A written partnership agreement is legally binding and often leaves little or no room for negative actions following a partnership separation. Its purpose is to protect the interests of the business and all stakeholders in the relationship and to provide for a smooth transition should the relationship end.

Unfortunately, formal written agreements do not exist in many business relationships. So, for purposes of this section, we’re going to assume that we’re dissolving a General Partnership. Think of a General Partnership as a “partnership at-will”; you can leave for any reason, at any time.

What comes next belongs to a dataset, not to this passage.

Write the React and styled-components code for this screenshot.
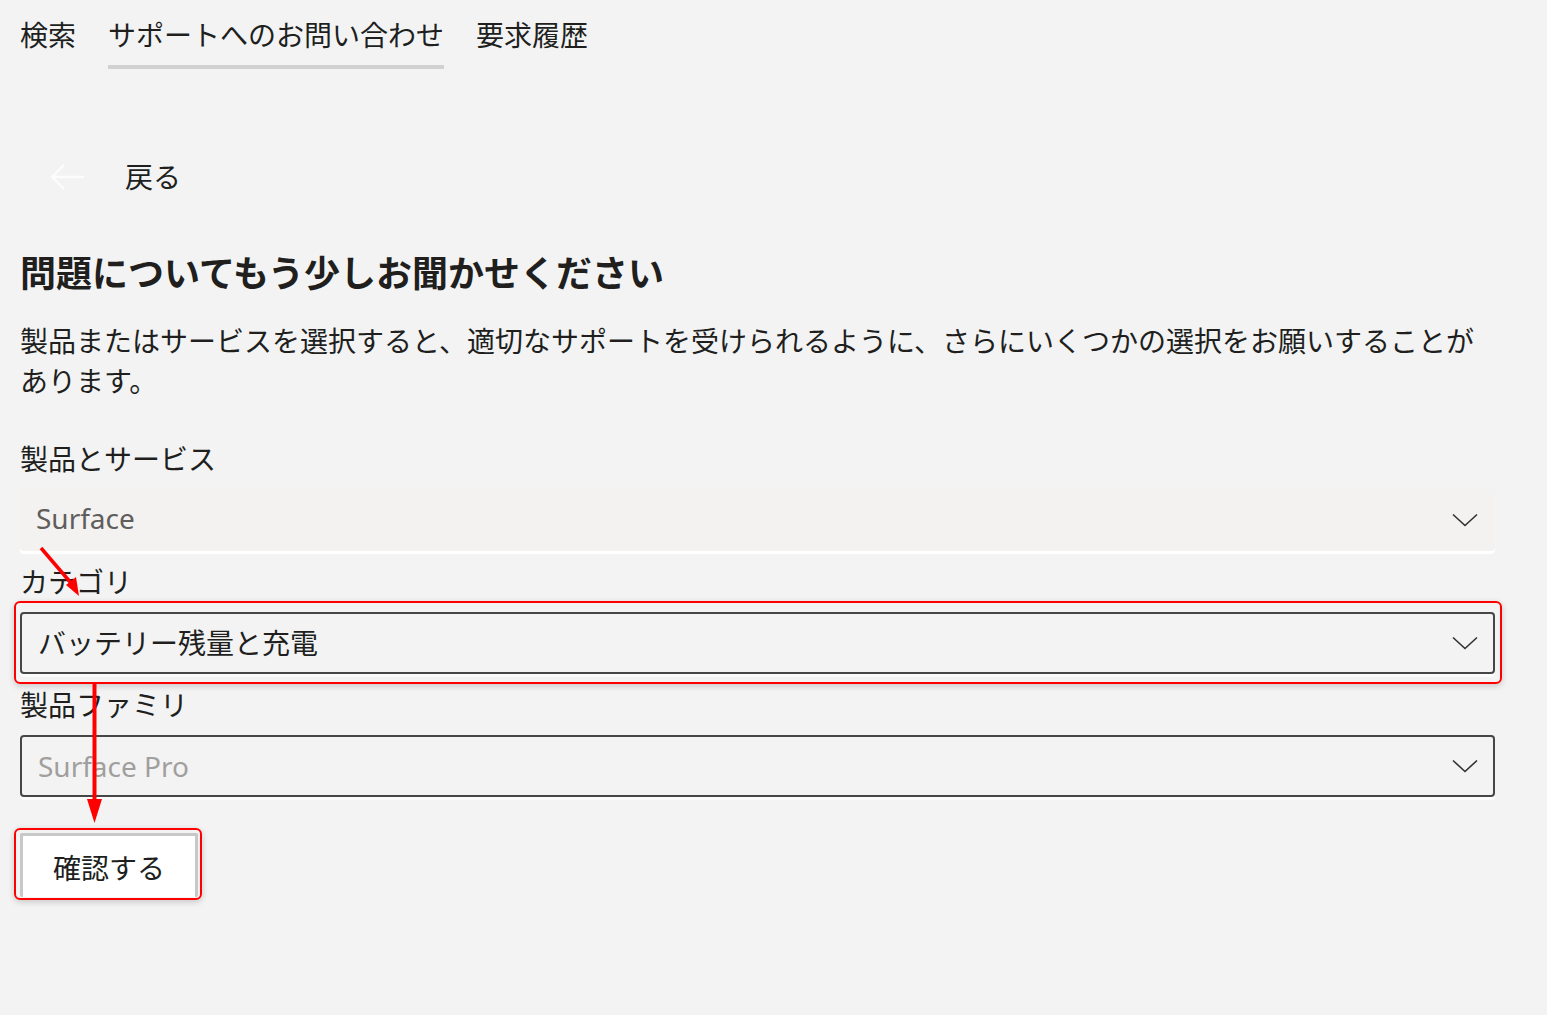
import React from "react";
import styled, { createGlobalStyle } from "styled-components";

const GlobalStyle = createGlobalStyle`
  html, body {
    margin: 0;
    padding: 0;
    background: #f3f3f3;
  }
  body {
    font-family: "Noto Sans", "Noto Sans CJK JP", sans-serif;
    color: #201f1e;
  }
`;

const Chevron = () => (
  <svg width="26" height="14" viewBox="0 0 26 14" fill="none">
    <path d="M1 1.5 L13 12.5 L25 1.5" stroke="#323130" strokeWidth="1.6" />
  </svg>
);

const BackArrow = () => (
  <svg width="36" height="28" viewBox="0 0 36 28" fill="none">
    <path d="M35 14 H3 M15 2 L3 14 L15 26" stroke="#fcfcfc" strokeWidth="2.4" />
  </svg>
);

// red annotation arrows drawn on top of the form
const Annotations = () => (
  <Overlay width="1547" height="1015" viewBox="0 0 1547 1015">
    <line x1="41" y1="548" x2="71" y2="583" stroke="#ff0000" strokeWidth="3.5" />
    <polygon points="79,596 66,585 76,577" fill="#ff0000" />
    <line x1="94.5" y1="684" x2="94.5" y2="802" stroke="#ff0000" strokeWidth="4" />
    <polygon points="87,799 102,799 94.5,823" fill="#ff0000" />
  </Overlay>
);

const fields = [
  { label: "製品とサービス", value: "Surface", variant: "disabled" },
  { label: "カテゴリ", value: "バッテリー残量と充電", variant: "active", marked: true },
  { label: "製品ファミリ", value: "Surface Pro", variant: "placeholder" },
];

const App = () => (
  <Page>
    <GlobalStyle />
    <Tabs>
      <Tab>検索</Tab>
      <Tab active>サポートへのお問い合わせ</Tab>
      <Tab>要求履歴</Tab>
    </Tabs>

    <Content>
      <BackButton>
        <BackArrow />
        <span>戻る</span>
      </BackButton>

      <Heading>問題についてもう少しお聞かせください</Heading>
      <Intro>
        製品またはサービスを選択すると、適切なサポートを受けられるように、さらにいくつかの選択をお願いすることがあります。
      </Intro>

      <Form>
        {fields.map((f) => (
          <Field key={f.label}>
            <Label>{f.label}</Label>
            <Marked marked={f.marked}>
              <Select variant={f.variant}>
                <span>{f.value}</span>
                <Chevron />
              </Select>
            </Marked>
          </Field>
        ))}
      </Form>

      <ButtonMark>
        <ConfirmButton>確認する</ConfirmButton>
      </ButtonMark>
    </Content>

    <Annotations />
  </Page>
);

const Page = styled.div`
  position: relative;
  min-height: 1015px;
  overflow: hidden;
`;

const Overlay = styled.svg`
  position: absolute;
  left: 0;
  top: 0;
  pointer-events: none;
`;

const Tabs = styled.nav`
  display: flex;
  gap: 32px;
  padding: 0 20px;
`;

const Tab = styled.div`
  font-size: 28px;
  line-height: 40px;
  padding: 15px 0 10px;
  border-bottom: 4px solid ${(p) => (p.active ? "#d1d1d1" : "transparent")};
  color: #201f1e;
  white-space: nowrap;
`;

const Content = styled.main`
  width: 1475px;
  padding: 88px 0 0 20px;
`;

const BackButton = styled.div`
  display: flex;
  align-items: center;
  gap: 40px;
  padding-left: 29px;
  font-size: 28px;
  line-height: 40px;
`;

const Heading = styled.h1`
  margin: 53px 0 0;
  font-size: 36px;
  line-height: 48px;
  font-weight: 700;
`;

const Intro = styled.p`
  margin: 23px 0 0;
  font-size: 28px;
  line-height: 40px;
`;

const Form = styled.div`
  display: flex;
  flex-direction: column;
  gap: 11px;
  margin-top: 38px;
`;

const Field = styled.div``;

const Label = styled.div`
  font-size: 28px;
  line-height: 40px;
`;

const Marked = styled.div`
  position: relative;
  margin-top: 10px;
  &::after {
    content: "";
    display: ${(p) => (p.marked ? "block" : "none")};
    position: absolute;
    left: -6px;
    right: -7px;
    top: -11px;
    bottom: -10px;
    border: 2px solid #ff0000;
    border-radius: 6px;
    box-shadow: 0 2px 6px rgba(0, 0, 0, 0.18);
    pointer-events: none;
  }
`;

const Select = styled.div`
  box-sizing: border-box;
  height: 62px;
  display: flex;
  align-items: center;
  justify-content: space-between;
  padding: 0 15px 0 16px;
  border: 2px solid ${(p) => (p.variant === "disabled" ? "#f3f2f1" : "#464646")};
  border-radius: 4px;
  background: ${(p) => (p.variant === "disabled" ? "#f3f2f1" : "#f3f3f3")};
  box-shadow: 0 3px 1px ${(p) => (p.variant === "disabled" ? "#ffffff" : "rgba(255,255,255,0.7)")};
  font-size: 28px;
  line-height: 40px;
  color: ${(p) =>
    p.variant === "disabled" ? "#605e5c" : p.variant === "placeholder" ? "#a19f9d" : "#201f1e"};
  & > span {
    margin-left: ${(p) => (p.variant === "disabled" ? "-2px" : "0")};
    margin-top: ${(p) => (p.variant === "disabled" ? "-4px" : "0")};
  }
`;

const ButtonMark = styled.div`
  position: relative;
  display: inline-block;
  margin-top: 36px;
  &::after {
    content: "";
    position: absolute;
    left: -6px;
    right: -4px;
    top: -5px;
    bottom: -3px;
    border: 2px solid #ff0000;
    border-radius: 6px;
    box-shadow: 0 2px 6px rgba(0, 0, 0, 0.18);
    pointer-events: none;
  }
`;

const ConfirmButton = styled.button`
  box-sizing: border-box;
  width: 178px;
  height: 64px;
  display: flex;
  align-items: center;
  justify-content: center;
  background: #ffffff;
  border: 3px solid #c8c8c8;
  border-bottom: none;
  border-radius: 2px;
  font-family: "Noto Sans", "Noto Sans CJK JP", sans-serif;
  font-size: 28px;
  color: #201f1e;
  padding: 0;
`;

export default App;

In the absence of a written agreement, state law (also referred to as “default rules”) will govern what happens to your business during the winding up phase of your partnership’s termination. Default rules vary state-to-state. In Georgia, the Uniformed Partnership Act will dictate the terms for dissolving your business relationship, even if you and your partner(s) would have negotiated a different outcome had you set your own rules for dissolving the relationship in a formal agreement.

In Georgia, when a partnership is dissolving, there are remaining affairs that must be addressed and wound up before the partnership officially ends. Paying off outstanding debts accumulated during the business relationship and properly dividing assets are just a few of the state law requirements by which you must abide. In fact, partners are not supposed to receive cash disbursements until assets are liquidated and all debts are paid. If business debts exceed the amount of money recouped from selling assets, each partner must personally assume the partnership’s debt.

You and your partner(s) may have envisioned a different outcome for how assets, debts and disbursements should be divided and assumed. However, unless you have a written partnership agreement in place that spells out your rights and responsibilities, your respective state law will apply and dictate all of the remaining terms of your business relationship.

Formal Dissolution to End Your Liability

If remaining business affairs are not resolved before the partnership ends, each partner puts their personal assets at risks. Therefore, it doesn’t matter if you and your business partner are selling the business or you’re simply cutting ties; the partnership should be formally dissolved to ensure that your liability for partnership debts end with the business relationship. When a partnership is formally dissolved, the remaining partners can no longer bind you to business contracts, debts or deals without your permission.

Although there are a number of tasks involved when formally dissolving a partnership, here are 4 primary tasks you want to check-off to avoid future liabilities:

1. Vote – All business partners should vote to dissolve the partnership. Be sure to record your vote in writing.

2. Make Arrangements for Debt Payment – Assuming the vote to dissolve the partnership prevails, you’ll begin taking steps to wind up the business by paying off debts and distributing any remaining assets to the partners. If a written partnership agreement exists, it should contain instructions on how these matters will be resolved. Absent a formal agreement, you’ll follow your state’s default rules regarding which creditors are to be paid and in what order.

3. File Dissolution Form with the Secretary of State – Not all states require that you file a Dissolution Form with the Secretary of State; Georgia is one of those states. However, as a precautionary measure, it’s a good idea to file this form whether or not a written partnership agreement exists. This form simple states that a partner is no longer responsible for business debts.

4. Publish Notice – You should also publish notice (in your local online or print newspaper) that the business partnership has ended. When a notice of the partnership’s termination is published, it puts creditors on notice that a partner may be leaving the business with unpaid debt remaining and/or that a partner can no longer incur future debt.

When you decide to embark on a business venture with a partner (even an old college roommate from 15 years ago with connections and similar ideals), make sure you enter into that relationship with a solid, written partnership agreement. That agreement should include provisions that clearly outline how you intend for your relationship to function and operate now and into the future. Even if you’re currently in a business partnership, it’s not too late to protect the business and your personal assets by memorializing your business arrangements in a formal agreement.

Therefore, should your partner choose to leave, you won’t find yourself in a bind trying to figure out your next best steps and relying on the state to dictate your business’ future as well as your personal liabilities.

Your Thoughts: What protocols have you and your partner(s) discussed should one of you leave the business? Do you have a partnership agreement? If so, what prompted you to establish a formal agreement? If not, what are you waiting for?